• Instruction: Leaving out all images, write out the records that follow exactly.

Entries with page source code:
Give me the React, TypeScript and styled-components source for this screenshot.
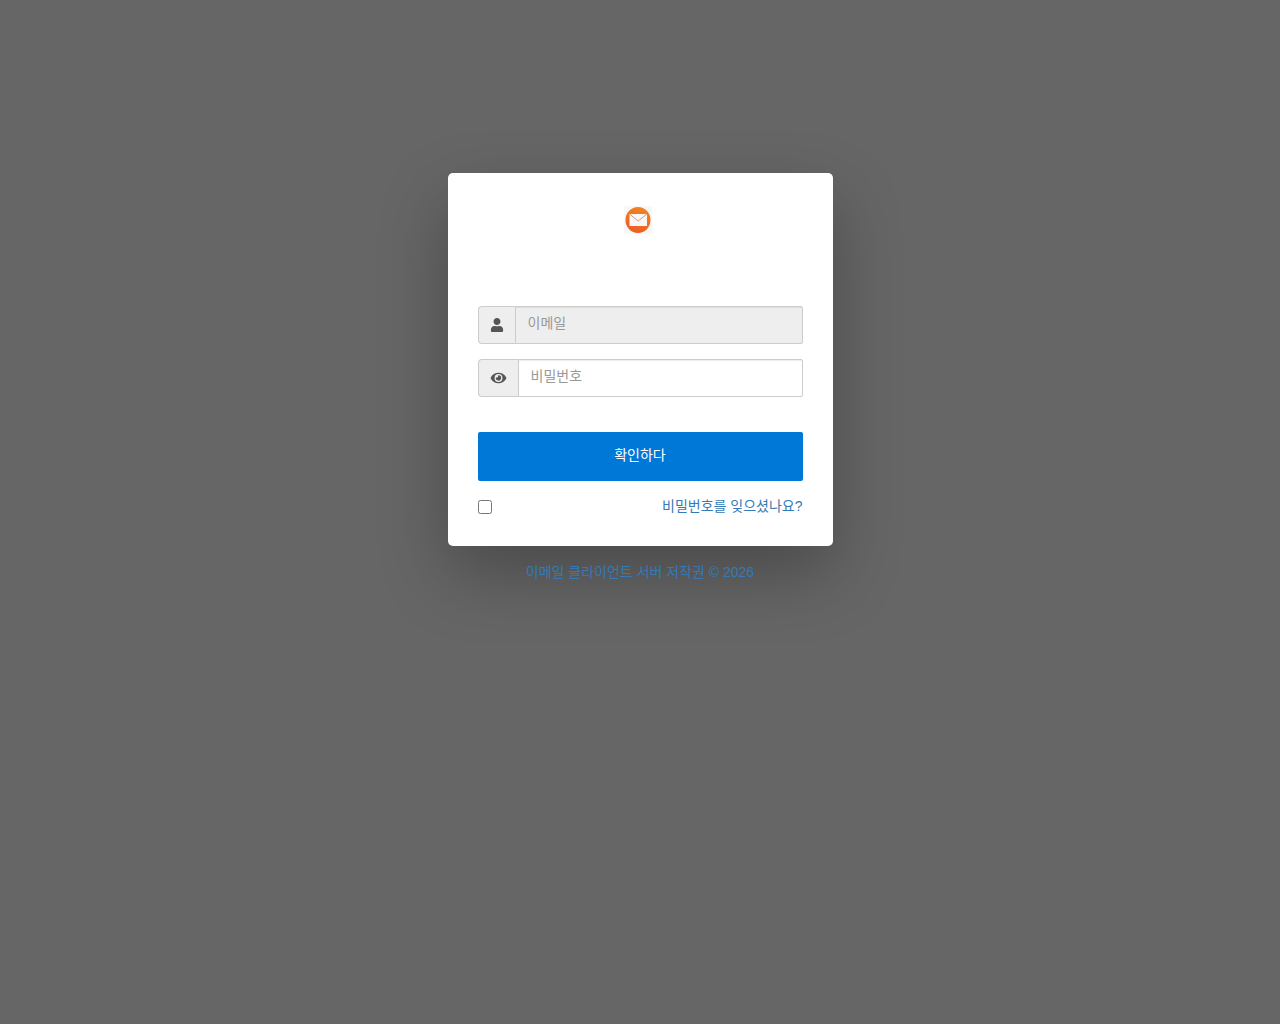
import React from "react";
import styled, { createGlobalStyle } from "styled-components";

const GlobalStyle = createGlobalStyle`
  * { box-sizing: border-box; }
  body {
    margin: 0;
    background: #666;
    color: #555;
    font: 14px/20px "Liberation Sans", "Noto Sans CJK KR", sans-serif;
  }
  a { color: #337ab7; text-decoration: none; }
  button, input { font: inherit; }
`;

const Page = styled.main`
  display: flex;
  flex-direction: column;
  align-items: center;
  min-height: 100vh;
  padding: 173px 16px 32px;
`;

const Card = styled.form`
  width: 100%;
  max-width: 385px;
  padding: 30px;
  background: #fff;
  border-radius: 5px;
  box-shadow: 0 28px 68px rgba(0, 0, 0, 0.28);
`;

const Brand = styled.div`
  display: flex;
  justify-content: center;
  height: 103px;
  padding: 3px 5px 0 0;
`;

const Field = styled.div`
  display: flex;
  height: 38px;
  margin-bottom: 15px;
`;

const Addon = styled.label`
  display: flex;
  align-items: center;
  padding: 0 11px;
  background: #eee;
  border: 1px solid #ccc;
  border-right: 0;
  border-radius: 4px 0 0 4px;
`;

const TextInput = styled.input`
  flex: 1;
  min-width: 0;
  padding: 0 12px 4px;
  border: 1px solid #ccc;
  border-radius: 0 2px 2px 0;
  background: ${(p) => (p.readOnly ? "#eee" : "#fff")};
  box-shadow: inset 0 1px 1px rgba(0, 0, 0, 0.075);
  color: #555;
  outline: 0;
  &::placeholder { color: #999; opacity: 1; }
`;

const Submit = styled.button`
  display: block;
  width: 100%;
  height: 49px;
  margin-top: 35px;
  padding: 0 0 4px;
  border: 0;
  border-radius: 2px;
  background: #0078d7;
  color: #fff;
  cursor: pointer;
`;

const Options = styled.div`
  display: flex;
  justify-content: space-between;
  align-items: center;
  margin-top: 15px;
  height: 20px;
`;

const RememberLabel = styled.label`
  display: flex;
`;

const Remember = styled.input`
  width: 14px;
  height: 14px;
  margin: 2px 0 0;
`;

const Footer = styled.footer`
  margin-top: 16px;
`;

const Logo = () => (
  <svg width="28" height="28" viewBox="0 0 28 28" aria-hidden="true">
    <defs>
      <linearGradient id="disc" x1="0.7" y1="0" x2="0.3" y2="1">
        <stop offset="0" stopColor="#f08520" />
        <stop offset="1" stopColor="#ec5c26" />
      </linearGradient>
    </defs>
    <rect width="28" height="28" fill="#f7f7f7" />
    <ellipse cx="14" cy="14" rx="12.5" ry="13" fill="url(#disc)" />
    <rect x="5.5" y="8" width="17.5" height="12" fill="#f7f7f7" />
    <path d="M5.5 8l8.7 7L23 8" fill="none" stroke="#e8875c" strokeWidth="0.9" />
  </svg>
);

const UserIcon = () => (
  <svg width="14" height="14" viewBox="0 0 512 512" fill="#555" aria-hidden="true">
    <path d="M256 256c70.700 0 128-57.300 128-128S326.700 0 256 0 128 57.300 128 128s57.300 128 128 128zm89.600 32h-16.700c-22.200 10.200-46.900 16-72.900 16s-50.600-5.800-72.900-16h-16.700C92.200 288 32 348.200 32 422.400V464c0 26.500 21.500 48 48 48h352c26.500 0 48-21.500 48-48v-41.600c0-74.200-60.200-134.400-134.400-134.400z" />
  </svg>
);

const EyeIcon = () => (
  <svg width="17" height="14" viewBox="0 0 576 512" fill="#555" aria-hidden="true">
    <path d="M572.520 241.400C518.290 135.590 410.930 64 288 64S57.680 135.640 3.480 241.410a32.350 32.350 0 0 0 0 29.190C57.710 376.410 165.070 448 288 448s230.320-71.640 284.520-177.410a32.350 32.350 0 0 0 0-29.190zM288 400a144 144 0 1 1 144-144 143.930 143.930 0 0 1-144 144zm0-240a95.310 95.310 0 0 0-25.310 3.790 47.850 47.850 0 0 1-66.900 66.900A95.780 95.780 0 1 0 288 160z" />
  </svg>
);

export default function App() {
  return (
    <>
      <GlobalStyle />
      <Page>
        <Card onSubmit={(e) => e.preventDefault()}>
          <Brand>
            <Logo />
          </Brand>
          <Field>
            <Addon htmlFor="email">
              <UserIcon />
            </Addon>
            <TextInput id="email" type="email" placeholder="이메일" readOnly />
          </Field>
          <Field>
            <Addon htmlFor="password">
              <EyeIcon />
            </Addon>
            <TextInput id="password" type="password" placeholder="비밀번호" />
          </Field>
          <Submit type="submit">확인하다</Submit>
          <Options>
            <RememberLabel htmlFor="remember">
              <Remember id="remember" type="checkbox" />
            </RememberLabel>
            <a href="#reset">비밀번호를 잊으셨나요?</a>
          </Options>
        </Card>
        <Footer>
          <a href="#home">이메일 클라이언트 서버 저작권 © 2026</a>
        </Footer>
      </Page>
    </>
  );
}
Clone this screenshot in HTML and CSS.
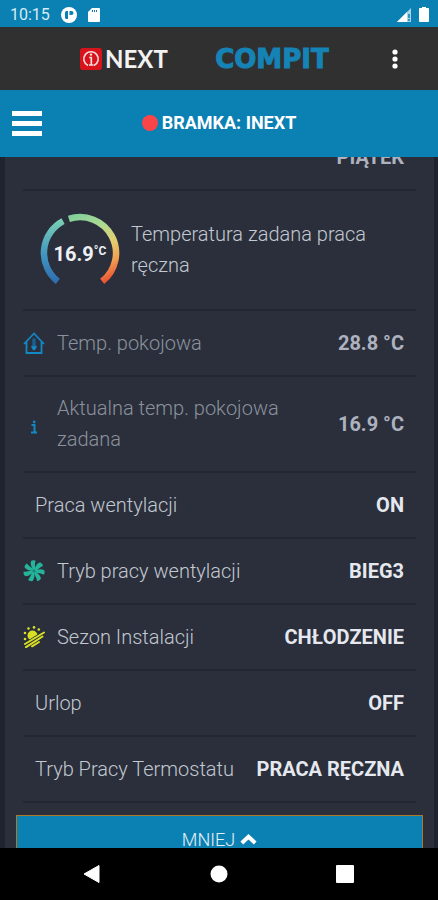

• Answer below:
Give me the React, TypeScript and styled-components source for this screenshot.
import React from "react";
import styled, { createGlobalStyle } from "styled-components";

const GlobalStyle = createGlobalStyle`
  * { box-sizing: border-box; }
  body {
    margin: 0;
    background: #666;
    color: #555;
    font: 14px/20px "Liberation Sans", "Noto Sans CJK KR", sans-serif;
  }
  a { color: #337ab7; text-decoration: none; }
  button, input { font: inherit; }
`;

const Page = styled.main`
  display: flex;
  flex-direction: column;
  align-items: center;
  min-height: 100vh;
  padding: 173px 16px 32px;
`;

const Card = styled.form`
  width: 100%;
  max-width: 385px;
  padding: 30px;
  background: #fff;
  border-radius: 5px;
  box-shadow: 0 28px 68px rgba(0, 0, 0, 0.28);
`;

const Brand = styled.div`
  display: flex;
  justify-content: center;
  height: 103px;
  padding: 3px 5px 0 0;
`;

const Field = styled.div`
  display: flex;
  height: 38px;
  margin-bottom: 15px;
`;

const Addon = styled.label`
  display: flex;
  align-items: center;
  padding: 0 11px;
  background: #eee;
  border: 1px solid #ccc;
  border-right: 0;
  border-radius: 4px 0 0 4px;
`;

const TextInput = styled.input`
  flex: 1;
  min-width: 0;
  padding: 0 12px 4px;
  border: 1px solid #ccc;
  border-radius: 0 2px 2px 0;
  background: ${(p) => (p.readOnly ? "#eee" : "#fff")};
  box-shadow: inset 0 1px 1px rgba(0, 0, 0, 0.075);
  color: #555;
  outline: 0;
  &::placeholder { color: #999; opacity: 1; }
`;

const Submit = styled.button`
  display: block;
  width: 100%;
  height: 49px;
  margin-top: 35px;
  padding: 0 0 4px;
  border: 0;
  border-radius: 2px;
  background: #0078d7;
  color: #fff;
  cursor: pointer;
`;

const Options = styled.div`
  display: flex;
  justify-content: space-between;
  align-items: center;
  margin-top: 15px;
  height: 20px;
`;

const RememberLabel = styled.label`
  display: flex;
`;

const Remember = styled.input`
  width: 14px;
  height: 14px;
  margin: 2px 0 0;
`;

const Footer = styled.footer`
  margin-top: 16px;
`;

const Logo = () => (
  <svg width="28" height="28" viewBox="0 0 28 28" aria-hidden="true">
    <defs>
      <linearGradient id="disc" x1="0.7" y1="0" x2="0.3" y2="1">
        <stop offset="0" stopColor="#f08520" />
        <stop offset="1" stopColor="#ec5c26" />
      </linearGradient>
    </defs>
    <rect width="28" height="28" fill="#f7f7f7" />
    <ellipse cx="14" cy="14" rx="12.5" ry="13" fill="url(#disc)" />
    <rect x="5.5" y="8" width="17.5" height="12" fill="#f7f7f7" />
    <path d="M5.5 8l8.7 7L23 8" fill="none" stroke="#e8875c" strokeWidth="0.9" />
  </svg>
);

const UserIcon = () => (
  <svg width="14" height="14" viewBox="0 0 512 512" fill="#555" aria-hidden="true">
    <path d="M256 256c70.700 0 128-57.300 128-128S326.700 0 256 0 128 57.300 128 128s57.300 128 128 128zm89.600 32h-16.700c-22.200 10.200-46.900 16-72.900 16s-50.600-5.800-72.900-16h-16.700C92.200 288 32 348.200 32 422.400V464c0 26.500 21.500 48 48 48h352c26.500 0 48-21.500 48-48v-41.600c0-74.200-60.200-134.400-134.400-134.400z" />
  </svg>
);

const EyeIcon = () => (
  <svg width="17" height="14" viewBox="0 0 576 512" fill="#555" aria-hidden="true">
    <path d="M572.520 241.400C518.290 135.590 410.930 64 288 64S57.680 135.640 3.480 241.410a32.350 32.350 0 0 0 0 29.190C57.710 376.410 165.070 448 288 448s230.320-71.640 284.520-177.410a32.350 32.350 0 0 0 0-29.190zM288 400a144 144 0 1 1 144-144 143.930 143.930 0 0 1-144 144zm0-240a95.310 95.310 0 0 0-25.310 3.790 47.850 47.850 0 0 1-66.900 66.900A95.780 95.780 0 1 0 288 160z" />
  </svg>
);

export default function App() {
  return (
    <>
      <GlobalStyle />
      <Page>
        <Card onSubmit={(e) => e.preventDefault()}>
          <Brand>
            <Logo />
          </Brand>
          <Field>
            <Addon htmlFor="email">
              <UserIcon />
            </Addon>
            <TextInput id="email" type="email" placeholder="이메일" readOnly />
          </Field>
          <Field>
            <Addon htmlFor="password">
              <EyeIcon />
            </Addon>
            <TextInput id="password" type="password" placeholder="비밀번호" />
          </Field>
          <Submit type="submit">확인하다</Submit>
          <Options>
            <RememberLabel htmlFor="remember">
              <Remember id="remember" type="checkbox" />
            </RememberLabel>
            <a href="#reset">비밀번호를 잊으셨나요?</a>
          </Options>
        </Card>
        <Footer>
          <a href="#home">이메일 클라이언트 서버 저작권 © 2026</a>
        </Footer>
      </Page>
    </>
  );
}
Clone this screenshot in HTML and CSS.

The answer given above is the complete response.